Jesús Silva-Herzog Márquez ®
La ilusión democrática abriga la esperanza del bien común. Si los gobiernos
despóticos son reinos de uno y para uno, la democracia será el gobierno de todos
conformado para el beneficio de todos. Así se llega a la muy citada y muy vacía frase de
Lincoln: democracia es el gobierno del pueblo, por el pueblo y para el pueblo. La
democracia no solamente entrega el poder al pueblo sino que, por alguna misteriosa gracia,
provoca naturalmente su bien. El bien colectivo no sería una posibilidad sino el destino
de la democracia. La realidad desmiente la ilusión. La desmiente, en primer término
porque los intereses (a pesar de lo que esperan los tomistas y los demócratas primitivos)
no son nunca generales. Y la desmiente también porque cualquier recuento de las
decisiones políticas arroja evidencias de la salud de los privilegios en el régimen
democrático. Sin embargo, la muletilla del discursito oficial insiste en la invocación
del bien común. Los panistas persignan cada discurso con la fórmula. Santa María del
Bien Común. Pero el gobierno panista, como el más corporativo de las gobiernos priistas,
sigue cautivo de los intereses parciales. No es un defecto mexicano, ni panista, ni
foxiano. Es un rasgo democrático. Norberto Bobbio la vio como una de las falsas promesas
de la democracia. El régimen ofrece la desaparición de las oligarquías y en todas
partes subsisten esas oligarquías que imponen su voluntad.

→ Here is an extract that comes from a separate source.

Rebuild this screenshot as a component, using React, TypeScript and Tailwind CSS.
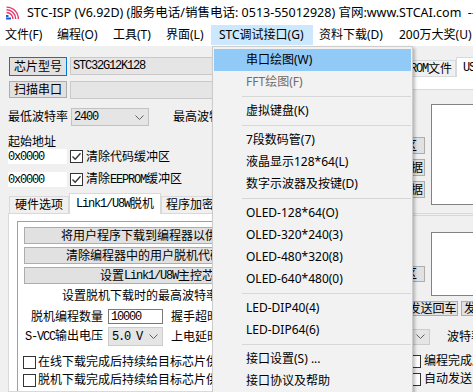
import React from 'react'

const mono = "font-['Liberation_Mono','Noto_Sans_CJK_SC',monospace] text-[12px] tracking-[-1.2px]"

function Chevron() {
  return (
    <svg width="9" height="5" viewBox="0 0 9 5" className="shrink-0">
      <path d="M0.5 0.5 L4.5 4.5 L8.5 0.5" fill="none" stroke="#606060" strokeWidth="1" />
    </svg>
  )
}

function Check({ checked }: { checked?: boolean }) {
  return (
    <div className="w-[13px] h-[13px] border border-[#333333] bg-white flex items-center justify-center shrink-0">
      {checked && (
        <svg width="11" height="11" viewBox="0 0 11 11">
          <path d="M1.5 5.5 L4.2 8.3 L9.5 2.3" fill="none" stroke="#333333" strokeWidth="1.3" />
        </svg>
      )}
    </div>
  )
}

function AppIcon() {
  return (
    <svg width="14" height="14" viewBox="0 0 14 14" className="shrink-0">
      <path d="M1.5 6.5 A6.5 6.5 0 0 1 8 13" fill="none" stroke="#e8336b" strokeWidth="1.4" />
      <path d="M1.5 3.8 A9.2 9.2 0 0 1 10.7 13" fill="none" stroke="#e8336b" strokeWidth="1.4" />
      <path d="M1.5 1.1 A11.9 11.9 0 0 1 13.4 13" fill="none" stroke="#e8336b" strokeWidth="1.4" />
      <rect x="1" y="9" width="2.5" height="2" fill="#1d5fcf" />
      <rect x="1" y="11.5" width="5" height="2" fill="#1d5fcf" />
    </svg>
  )
}

const menuBar = [
  { t: '文件(F)', w: 'w-[51px] pl-[5px]' },
  { t: '编程(O)', w: 'w-[56px] pl-[6px]' },
  { t: '工具(T)', w: 'w-[52px] pl-[6px]' },
  { t: '界面(L)', w: 'w-[52px] pl-[7px]' },
  { t: 'STC调试接口(G)', w: 'w-[102px] pl-[8px]', open: true },
  { t: '资料下载(D)', w: 'w-[79px] pl-[6px]' },
  { t: '200万大奖(U)', w: 'w-[90px] pl-[7px]' },
]

type Item = { t: string; active?: boolean; disabled?: boolean } | null

const items: Item[] = [
  { t: '串口绘图(W)', active: true },
  { t: 'FFT绘图(F)', disabled: true },
  null,
  { t: '虚拟键盘(K)' },
  null,
  { t: '7段数码管(7)' },
  { t: '液晶显示128*64(L)' },
  { t: '数字示波器及按键(D)' },
  null,
  { t: 'OLED-128*64(O)' },
  { t: 'OLED-320*240(3)' },
  { t: 'OLED-480*320(8)' },
  { t: 'OLED-640*480(0)' },
  null,
  { t: 'LED-DIP40(4)' },
  { t: 'LED-DIP64(6)' },
  null,
  { t: '接口设置(S) ...' },
  { t: '接口协议及帮助' },
]

const btn = 'border border-[#adadad] bg-[#e1e1e1] flex items-center'

export default function App() {
  return (
    <div className="relative w-[473px] h-[392px] overflow-hidden bg-[#f0f0f0] text-black text-[12px] leading-[16px] font-['Noto_Sans','Noto_Sans_CJK_SC',sans-serif]">
      {/* title */}
      <div className="h-[25px] bg-white flex items-center pl-[5px] whitespace-pre overflow-hidden">
        <AppIcon />
        <span className="ml-[8px] text-[12.5px]">STC-ISP (V6.92D) (服务电话/销售电话: 0513-55012928) 官网:www.STCAI.com  --</span>
      </div>

      {/* menu bar */}
      <div className="h-[21px] bg-white flex">
        {menuBar.map(m => (
          <div key={m.t} className={`${m.w} shrink-0 h-[20px] flex items-center whitespace-nowrap ${m.open ? 'bg-[#cce8ff]' : ''}`}>
            {m.t}
          </div>
        ))}
      </div>

      <div className="flex h-[346px]">
        {/* left panel */}
        <div className="w-[345px] shrink-0 flex flex-col pl-[8px]">
          <div className="mt-[11px] flex items-start">
            <div className="ml-[1px] w-[58px] h-[19px] border border-[#0078d7] bg-[#e1e1e1] flex items-center justify-center">芯片型号</div>
            <div className="ml-[3px] flex-1 h-[18px] bg-[#e5e5e5] border border-[#c9c9c9] flex items-center pl-[2px]">
              <span className={mono}>STC32G12K128</span>
            </div>
          </div>
          <div className="mt-[5px] flex items-start">
            <div className={`ml-[1px] w-[58px] h-[17px] ${btn} justify-center`}>扫描串口</div>
            <div className="ml-[3px] flex-1 h-[18px] bg-[#e5e5e5] border border-[#c9c9c9]" />
          </div>
          <div className="mt-[9px] h-[18px] flex items-center">
            <span className="w-[63px] shrink-0">最低波特率</span>
            <div className="w-[78px] h-[18px] bg-[#e5e5e5] border border-[#c2c2c2] flex items-center justify-between pl-[2px] pr-[4px]">
              <span className={mono}>2400</span>
              <Chevron />
            </div>
            <span className="ml-[24px] whitespace-nowrap">最高波特率</span>
          </div>
          <div className="mt-[8px] h-[15px] leading-[15px]">起始地址</div>
          <div className="h-[15px] flex items-center">
            <div className="w-[59px] h-[15px] bg-white flex items-center">
              <span className={mono}>0x0000</span>
            </div>
            <div className="ml-[3px]"><Check checked /></div>
            <span className="ml-[3px] whitespace-nowrap">清除代码缓冲区</span>
          </div>
          <div className="mt-[8px] h-[15px] flex items-center">
            <div className="w-[59px] h-[15px] bg-white flex items-center">
              <span className={mono}>0x0000</span>
            </div>
            <div className="ml-[3px]"><Check checked /></div>
            <span className="ml-[3px] whitespace-nowrap">清除<span className={mono}>EEPROM</span>缓冲区</span>
          </div>

          {/* tabs */}
          <div className="mt-[6px] ml-[1px] h-[20px] flex items-end">
            <div className="w-[60px] h-[17px] border border-b-0 border-[#d9d9d9] bg-[#f0f0f0] flex items-center justify-center">硬件选项</div>
            <div className="relative z-10 -mb-[1px] w-[92px] h-[21px] border border-b-0 border-[#d9d9d9] bg-white flex items-center justify-center">
              <span className={mono}>Link1/U8W</span>脱机
            </div>
            <div className="w-[90px] h-[17px] border border-b-0 border-[#d9d9d9] bg-[#f0f0f0] flex items-center pl-[4px] whitespace-nowrap">程序加密后传输</div>
          </div>
          <div className="flex-1 bg-white border border-[#d9d9d9] pl-[8px] pt-[7px]">
            <div className="h-full border-l border-t border-[#a0a0a0] pl-[6px] pt-[5px] flex flex-col">
              <div className="flex flex-col gap-[3px]">
                <div className={`h-[17px] ${btn} pl-[36px] whitespace-nowrap`}>将用户程序下载到编程器以供脱机下载</div>
                <div className={`h-[17px] ${btn} pl-[41px] whitespace-nowrap`}>清除编程器中的用户脱机代码</div>
                <div className={`h-[17px] ${btn} pl-[75px] whitespace-nowrap`}>设置<span className={mono}>Link1/U8W</span>主控芯片选项</div>
              </div>
              <div className="mt-[4px] ml-[38px] h-[16px] whitespace-nowrap">设置脱机下载时的最高波特率</div>
              <div className="mt-[5px] h-[15px] flex items-center">
                <span className="ml-[7px] w-[77px] shrink-0 whitespace-nowrap">脱机编程数量</span>
                <div className="w-[55px] h-[15px] border border-[#7a7a7a] bg-white flex items-center pl-[2px]">
                  <span className={mono}>10000</span>
                </div>
                <span className="ml-[8px] whitespace-nowrap">握手超时</span>
              </div>
              <div className="mt-[3px] h-[19px] flex items-center">
                <span className="ml-[1px] w-[83px] shrink-0 whitespace-nowrap"><span className={mono}>S-VCC</span>输出电压</span>
                <div className="w-[55px] h-[19px] border border-[#cccccc] bg-[#e5e5e5] flex items-center justify-between pl-[3px] pr-[4px]">
                  <span className={mono}>5.0 V</span>
                  <Chevron />
                </div>
                <span className="ml-[8px] whitespace-nowrap">上电延时</span>
              </div>
              <div className="mt-[7px] -ml-[1px] h-[18px] flex items-center">
                <Check />
                <span className="ml-[2px] whitespace-nowrap">在线下载完成后持续给目标芯片供电</span>
              </div>
              <div className="-ml-[1px] h-[18px] flex items-center">
                <Check />
                <span className="ml-[2px] whitespace-nowrap">脱机下载完成后持续给目标芯片供电</span>
              </div>
            </div>
          </div>
        </div>

        {/* right panel */}
        <div className="flex-1 flex flex-col">
          <div className="mt-[11px] h-[19px] flex items-end">
            <div className="ml-[43px] w-[68px] h-[16px] border border-b-0 border-[#d9d9d9] bg-[#f0f0f0] flex items-center justify-center whitespace-nowrap">
              <span className={mono}>EEPROM</span>文件
            </div>
            <div className="relative z-10 -mb-[1px] flex-1 h-[20px] border border-b-0 border-r-0 border-[#d9d9d9] bg-white flex items-center pl-[6px] whitespace-nowrap overflow-hidden">
              <span className={mono}>USB-CDC</span>
            </div>
          </div>
          <div className="h-[14px] bg-white border border-r-0 border-[#d9d9d9]" />

          <div className="mt-[14px] flex">
            <div className="ml-[4px] w-[76px] pt-[33px] flex flex-col gap-[5px]">
              <div className={`h-[17px] ${btn} justify-center whitespace-nowrap`}>清空接收区</div>
              <div className={`h-[17px] ${btn} justify-center whitespace-nowrap`}>复制接收数据</div>
              <div className={`h-[17px] ${btn} justify-center whitespace-nowrap`}>保存接收数据</div>
            </div>
            <div className="ml-[6px] flex-1 h-[101px] border border-r-0 border-[#828282] bg-white" />
          </div>

          <div className="mt-[8px] h-[3px] border-y border-[#c7dced]" />

          <div className="mt-[16px] flex">
            <div className="ml-[4px] w-[76px] pt-[34px]">
              <div className={`h-[16px] ${btn} justify-center whitespace-nowrap`}>清空发送区</div>
            </div>
            <div className="ml-[6px] flex-1 h-[64px] border border-r-0 border-[#828282] bg-white" />
          </div>

          <div className="mt-[5px] h-[15px] flex overflow-hidden">
            <div className={`ml-[62px] w-[51px] shrink-0 ${btn} justify-center whitespace-nowrap`}>发送回车</div>
            <div className={`ml-[3px] w-[60px] shrink-0 ${btn} pl-[2px] whitespace-nowrap`}>发送</div>
          </div>

          <div className="mt-[13px] h-[15px] flex items-center">
            <div className="ml-[10px] w-[75px] h-[16px] shrink-0 border border-[#cccccc] bg-[#e5e5e5] flex items-center justify-end pr-[4px]">
              <Chevron />
            </div>
            <span className="ml-[17px] whitespace-nowrap">波特率</span>
          </div>

          <div className="mt-[8px] h-[18px] flex items-center">
            <div className="ml-[63px]"><Check /></div>
            <span className="ml-[3px] whitespace-nowrap">编程完成后</span>
          </div>
          <div className="h-[18px] flex items-center">
            <div className="ml-[63px]"><Check /></div>
            <span className="ml-[3px] whitespace-nowrap">自动发送</span>
          </div>
        </div>
      </div>

      {/* dropdown */}
      <div className="absolute left-[212px] top-[46px] w-[201px] h-[360px] bg-[#f2f2f2] border border-[#cccccc] px-[1px] pt-[2px] shadow-[2px_2px_3px_rgba(0,0,0,0.25)]">
        {items.map((it, i) =>
          it === null ? (
            <div key={i} className="h-[7px] pt-[3px] pl-[28px]">
              <div className="h-px bg-[#d7d7d7]" />
            </div>
          ) : (
            <div
              key={i}
              className={`h-[22px] flex items-center pl-[32px] whitespace-nowrap ${it.active ? 'bg-[#91c9f7]' : ''} ${it.disabled ? 'text-[#6d6d6d]' : ''}`}
            >
              {it.t}
            </div>
          )
        )}
      </div>
    </div>
  )
}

La igualdad política de la democracia es ciertamente una igualdad de baja intensidad.
Dura lo que dura el voto. Todos los ciudadanos pesamos lo mismo para formar gobierno. Pero
no para definir lo que el gobierno hace o deja de hacer. Sucede en todas partes: un
gobierno, por muy democrático que sea, atiende preferentemente a los poderes
establecidos, responde a los grupos organizados que son capaces de movilizar el desacuerdo
y tiende a satisfacer a las corporaciones eficaces.
Se ha dicho muchas veces y con razón que la clase política mexicana ha sido torpe para
adaptarse al ecosistema democrático. Su lenguaje sigue atrapado en otro tiempo, sus
reflejos son tics de otra atmósfera y, en fin, sus voluntades no logran producir
resultados estimables. Pero en esta severa mutación climática que significó el arribo
al territorio democrático, ha habido actores ágiles que se han vuelto ya los dueños del
nuevo reino. Han logrado cambiar velozmente de máscara, ponerse nuevo traje y pronunciar
otro discurso. No son los soñados actores ciudadanos; es una compleja confederación de
intereses que ha descifrado la grieta del presente. A decir verdad, son los grandes
políticos de nuestro tiempo: los ordeñadores de la actualidad, precisamente porque en
contraste con los gobernantes, han sabido entender el complejo de fuerzas que se mueven en
el nuevo régimen, las oportunidades que éste ofrece y los amplios permisos que otorga.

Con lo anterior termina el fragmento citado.